John Locke’s A Letter Concerning Toleration (1689) is, along with his Second Treatise of Government, one of the Western Canon’s most robust arguments for religious liberty and natural rights. Less well-known, but of perhaps greater importance to Americans, is George Washington’s Letter to the Jews of Newport (1790), a missive infused with the Lockean spirit, uniquely addressed to the concerns of a young country, and, on account of our current troubles, much in need of repass.

A year into his presidency, Washington, with Secretary of State Thomas Jefferson, undertook a kind of listening tour throughout New England. On August 17th, 1790, he visited Rhode Island, the last of the original colonies to ratify the U.S. Constitution. The significance of the new president’s arrival was not lost on the town fathers. Nor did it escape, in particular, the attention of Moses Seixas, an official of Yeshuat Israel, the first Jewish congregation in the state, who delivered the following public letter to Washington:

…Deprived as we heretofore have been of the invaluable rights of free Citizens, we now with a deep sense of gratitude to the Almighty disposer of all events behold a Government, erected by the Majesty of the People — a Government, which to bigotry gives no sanction, to persecution no assistance — but generously affording to all Liberty of conscience, and immunities of Citizenship…

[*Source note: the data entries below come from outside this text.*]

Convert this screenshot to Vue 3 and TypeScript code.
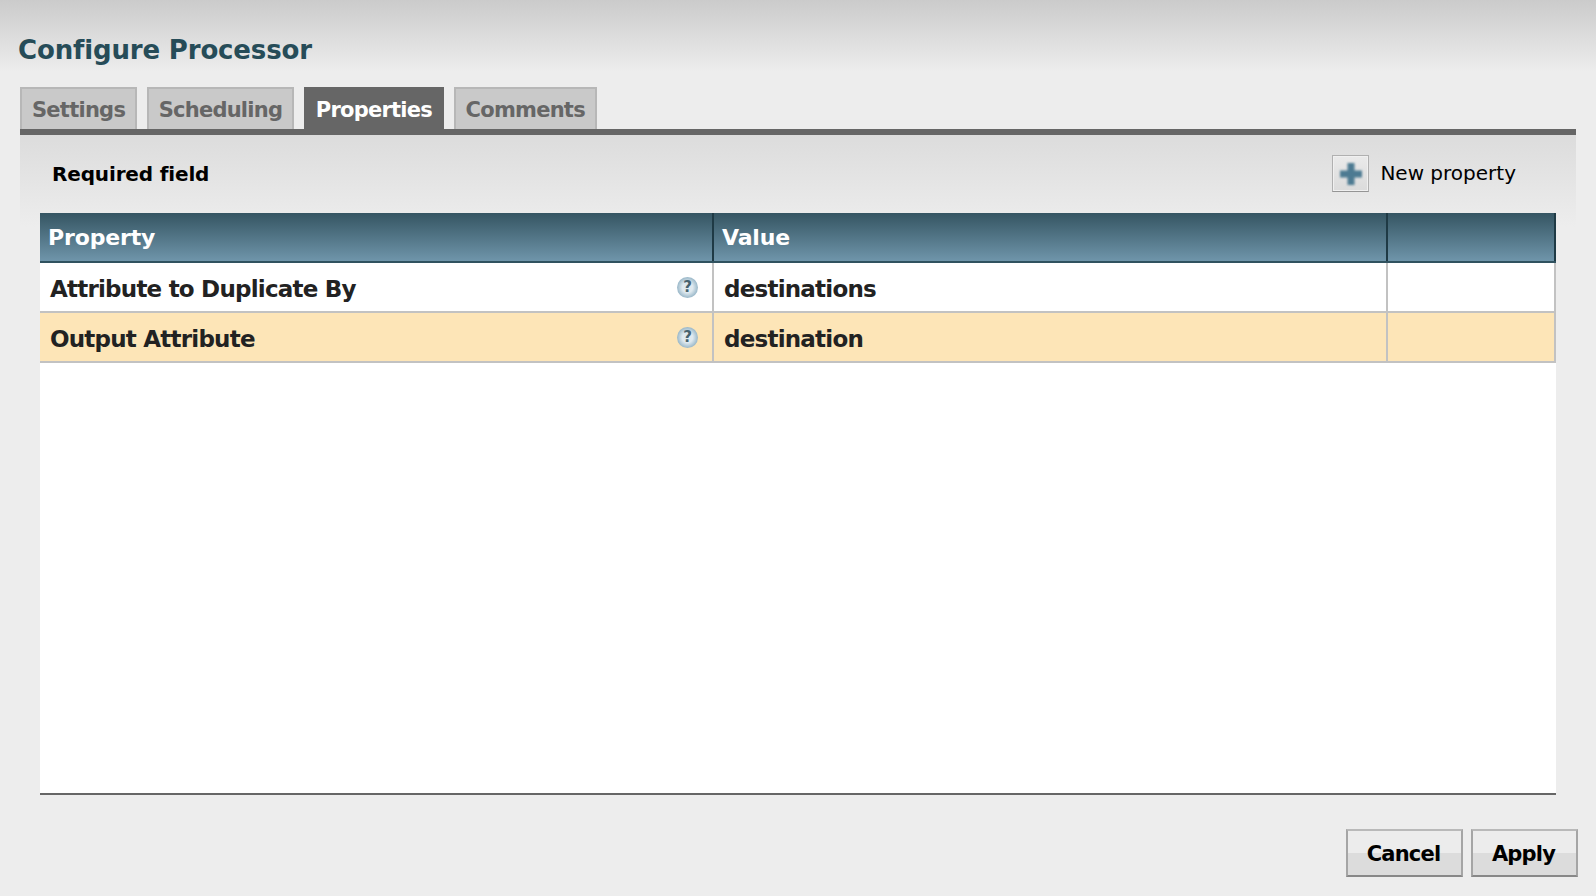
<script setup lang="ts">
interface Row { name: string; value: string; active: boolean }
const tabs: string[] = ['Settings', 'Scheduling', 'Properties', 'Comments']
const activeTab = 'Properties'
const rows: Row[] = [
  { name: 'Attribute to Duplicate By', value: 'destinations', active: false },
  { name: 'Output Attribute', value: 'destination', active: true },
]
</script>

<template>
  <div class="dialog">
    <header class="head"><h1 class="title">Configure Processor</h1></header>
    <nav class="tabs">
      <div v-for="t in tabs" :key="t" class="tab" :class="{ on: t === activeTab }">{{ t }}</div>
    </nav>
    <section class="panel">
      <div class="tools">
        <span class="req">Required field</span>
        <div class="new">
          <span class="plus">
            <svg width="28" height="28" viewBox="0 0 28 28">
              <defs><filter id="soft" x="-20%" y="-20%" width="140%" height="140%"><feGaussianBlur stdDeviation="0.9" /></filter></defs>
              <path d="M10.5 3h7v7.5h7.5v7h-7.5v7.5h-7v-7.5h-7.5v-7h7.5z" fill="#4d7a92" filter="url(#soft)" />
            </svg>
          </span>
          <span class="newlabel">New property</span>
        </div>
      </div>
      <div class="table">
        <div class="thead">
          <div class="th c1">Property</div>
          <div class="th c2">Value</div>
          <div class="th c3"></div>
        </div>
        <div v-for="r in rows" :key="r.name" class="row" :class="{ active: r.active }">
          <div class="td c1">
            <span>{{ r.name }}</span>
            <span class="help">?</span>
          </div>
          <div class="td c2">{{ r.value }}</div>
          <div class="td c3"></div>
        </div>
      </div>
    </section>
    <footer class="foot">
      <button class="btn cancel">Cancel</button>
      <button class="btn apply">Apply</button>
    </footer>
  </div>
</template>

<style>
html, body { margin: 0; background: #ededed; }
</style>

<style scoped>
.dialog {
  width: 1596px; height: 896px; box-sizing: border-box; overflow: hidden;
  background: #ededed; display: flex; flex-direction: column;
  font-family: "DejaVu Sans", Verdana, sans-serif;
}
.head {
  height: 87px; box-sizing: border-box; padding: 34px 0 0 18px; flex: none;
  background: linear-gradient(#cbcbcb 0, #ededed 72px);
}
.title { margin: 0; font-size: 26px; line-height: 32px; font-weight: 700; color: #264c58; letter-spacing: -0.15px; }
.tabs { display: flex; gap: 9.5px; margin-left: 20px; height: 42px; flex: none; }
.tab {
  box-sizing: border-box; height: 42px; padding: 0 10px; border: 2px solid #b7b7b7; border-bottom: 0;
  background: #c9c9c9; color: #666; font-size: 21px; font-weight: 700; line-height: 42px; letter-spacing: -0.75px;
}
.tab.on { background: #666; border-color: #666; color: #fff; }
.panel {
  margin-left: 20px; width: 1556px; border-top: 6px solid #666; flex: none; box-sizing: border-box;
  height: 667px; padding: 0 20px;
  background: linear-gradient(#dcdcdc 0, #ededed 92px);
}
.tools { height: 78px; display: flex; align-items: center; justify-content: space-between; padding: 0 40px 0 12px; }
.req { font-size: 20px; font-weight: 700; color: #000; letter-spacing: -0.15px; margin-top: -1px; }
.new { display: flex; align-items: center; gap: 11px; margin-top: -1px; }
.plus {
  width: 37px; height: 37px; box-sizing: border-box; display: flex; align-items: center; justify-content: center;
  border: 1px solid #b0b0b0; border-bottom-color: #959595; background: linear-gradient(#eaeaea, #dbdbdb); box-shadow: inset 0 0 0 1px #f0f0f0;
}
.newlabel { font-size: 20px; color: #000; letter-spacing: 0; margin-top: -1px; }
.table { background: #fff; height: 580px; border-bottom: 2px solid #666; }
.thead { display: flex; height: 50px; background: linear-gradient(#355562, #6f95aa); border-bottom: 2px solid #30525f; box-sizing: border-box; }
.th { color: #fff; font-size: 22px; font-weight: 700; line-height: 49px; padding-left: 8px; box-sizing: border-box; letter-spacing: -0.15px; border-right: 2px solid #1f3a45; }
.c1 { width: 674px; flex: none; }
.c2 { width: 674px; flex: none; }
.c3 { flex: 1; }
.row { display: flex; height: 50px; background: #fff; }
.row.active { background: #fde5b7; }
.td {
  box-sizing: border-box; height: 50px; border-right: 2px solid #c2c2c2; border-bottom: 2px solid #c2c2c2;
  font-size: 23px; font-weight: 700; color: #222; padding-left: 10px; line-height: 52px; letter-spacing: -0.78px;
  display: flex; align-items: flex-start; justify-content: space-between;
}
.help {
  width: 21px; height: 21px; box-sizing: border-box; border-radius: 50%; margin: 14px 14px 0 0;
  background: radial-gradient(circle, #dfe9ef 35%, #9ab8c9 70%, #7ea3b8); color: #46626f;
  font-size: 15px; font-weight: 700; line-height: 21px; text-align: center; letter-spacing: 0;
}
.foot { display: flex; justify-content: flex-end; gap: 8px; padding: 33px 18px 0 0; flex: none; }
.btn {
  height: 48px; box-sizing: border-box; border: 2px solid #b9b9b9; border-bottom-color: #888; border-right-color: #a5a5a5; border-left-color: #a5a5a5;
  background: linear-gradient(#ececec 0 50%, #dcdcdc 50% 100%); font-family: inherit; font-size: 21px; font-weight: 700; color: #000; padding: 2px 2px 0 0; letter-spacing: -0.8px;
}
.cancel { width: 117px; }
.apply { width: 107px; }
</style>
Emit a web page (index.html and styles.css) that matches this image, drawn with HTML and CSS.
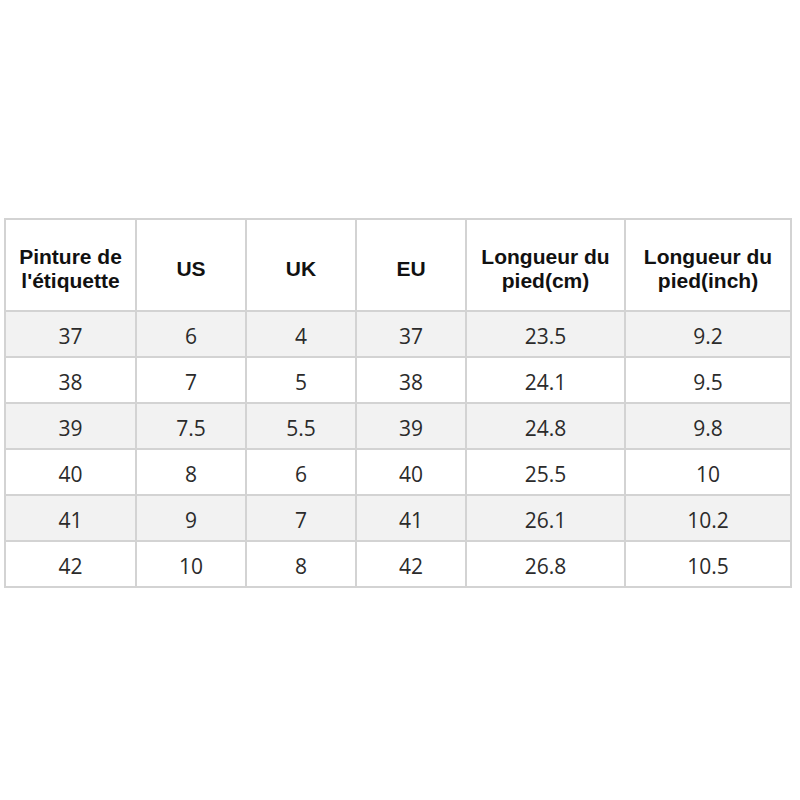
FILE: index.html
```html
<!DOCTYPE html>
<html>
<head>
<meta charset="utf-8">
<link rel="stylesheet" href="styles.css">
</head>
<body>
<div class="page">
  <div class="chart">
    <div class="cell head">Pinture de<br>l'étiquette</div>
    <div class="cell head">US</div>
    <div class="cell head">UK</div>
    <div class="cell head">EU</div>
    <div class="cell head">Longueur du<br>pied(cm)</div>
    <div class="cell head">Longueur du<br>pied(inch)</div>

    <div class="cell odd">37</div><div class="cell odd">6</div><div class="cell odd">4</div><div class="cell odd">37</div><div class="cell odd">23.5</div><div class="cell odd">9.2</div>
    <div class="cell">38</div><div class="cell">7</div><div class="cell">5</div><div class="cell">38</div><div class="cell">24.1</div><div class="cell">9.5</div>
    <div class="cell odd">39</div><div class="cell odd">7.5</div><div class="cell odd">5.5</div><div class="cell odd">39</div><div class="cell odd">24.8</div><div class="cell odd">9.8</div>
    <div class="cell">40</div><div class="cell">8</div><div class="cell">6</div><div class="cell">40</div><div class="cell">25.5</div><div class="cell">10</div>
    <div class="cell odd">41</div><div class="cell odd">9</div><div class="cell odd">7</div><div class="cell odd">41</div><div class="cell odd">26.1</div><div class="cell odd">10.2</div>
    <div class="cell">42</div><div class="cell">10</div><div class="cell">8</div><div class="cell">42</div><div class="cell">26.8</div><div class="cell">10.5</div>
  </div>
</div>
</body>
</html>
```
FILE: styles.css
```css
html, body {
  margin: 0;
  padding: 0;
  background: #ffffff;
}
.page {
  padding: 218px 0 0 4px;
}
.chart {
  display: grid;
  grid-template-columns: 129px 108px 108px 108px 157px 164px;
  grid-template-rows: 90px repeat(6, 44px);
  gap: 2px;
  padding: 2px;
  width: 784px;
  background: #d3d3d3;
}
.cell {
  background: #ffffff;
  display: flex;
  align-items: center;
  justify-content: center;
  text-align: center;
  padding-top: 4px;
  font-family: "Open Sans", "Noto Sans", sans-serif;
  font-size: 21px;
  color: #2b2b2b;
}
.cell.odd {
  background: #f2f2f2;
}
.cell.head {
  padding-top: 8px;
  font-family: "Liberation Sans", Arial, sans-serif;
  font-weight: bold;
  font-size: 21px;
  line-height: 24px;
  color: #111111;
}
```
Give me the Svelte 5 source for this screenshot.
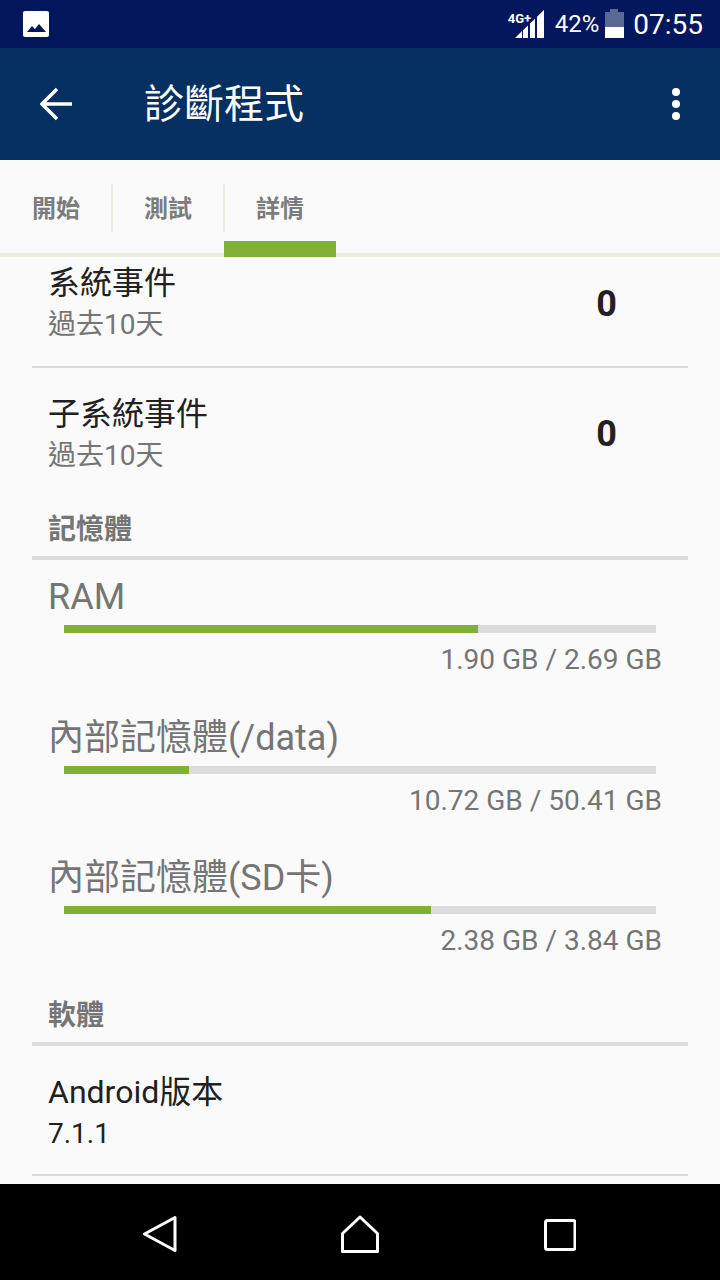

Religious persecution—and therewith religious toleration—worried, I suspect, greater numbers of American citizens in 1790 than it does today. After all, the country, newly formed, had yet even to adopt the First Amendment. But it had to have worried, to a far great extent than Christians of any denomination, the Jews, for whom systematic persecution had sadly never been a question of if, only when. For Seixas and his fellow congregants, belief in the success of the “American experiment” likely depended on more than just the fine-tuning of republican democracy; our new Abraham himself would need to be a beacon of righteousness.

Washington’s response, delivered the next day, gave something for the “children of the stock of Abraham” to take heart. The new president’s promise, that “every one shall sit in safety under his own vine and figtree, and there shall be none to make him afraid,” manifested a universal covenant, not just with American Jews, but all Americans, protecting against religious persecution. It is important to observe that this covenant of toleration was no longer “by the indulgence of one class of people, that another enjoyed the exercise of their inherent natural rights,” but backed by the full faith and credit of the “Government of the United States, which gives to bigotry no sanction, to persecution no assistance requir[ing] only that they who live under its protection should demean themselves as good citizens, in giving it on all occasions their effectual support.”

For Washington, though the “days of difficulty and danger” were past, “the days of uncommon prosperity and security” were before the land, “if,” of course, Americans had the “wisdom to make the best use of the advantages with which we are now favored.” One of the advantages a fledgling America had was the philosophic wisdom of its founders to sound, again and again, the language of “inherent natural rights.” This recognition of the equality and dignity human beings each possess is incompatible with a policy of religious intolerance.

But here is where I think the unique political wisdom of our first president—and, I think, Moses Seixas!—is really exemplified. It is one thing to speak frequently and universally of natural rights. It is another thing, however, to specifically address perhaps the most persecuted religious group in history and promise America would forever afford them “liberty of conscience and immunities of citizenship.” According to Neil Rogachevsky of Yeshiva University, Washington’s letter, as well as subsequent ones he addressed to other Jewish communities, set him apart from other founders as a patron of religious liberty. “Many other founders, particularly Jefferson, wrote eloquently of religious liberty,” Rogachevsky recently told me, “but Jefferson, for instance, did not like actual Jews. By personally writing to the ‘children of the stock of Abraham’ and inviting them to take full part in the country even while remaining Jews, he set a precedent for religious freedom as an American practice as well as an American idea.” Washington’s letter, like his decision to manumit his slaves upon his death (the only founding father to do so), was a symbolically charged act meant to set a precedent.

Today, Americans are the heirs of the Seixas and Washington letter. But it is an inheritance that must be protected, and to be protected, remembered.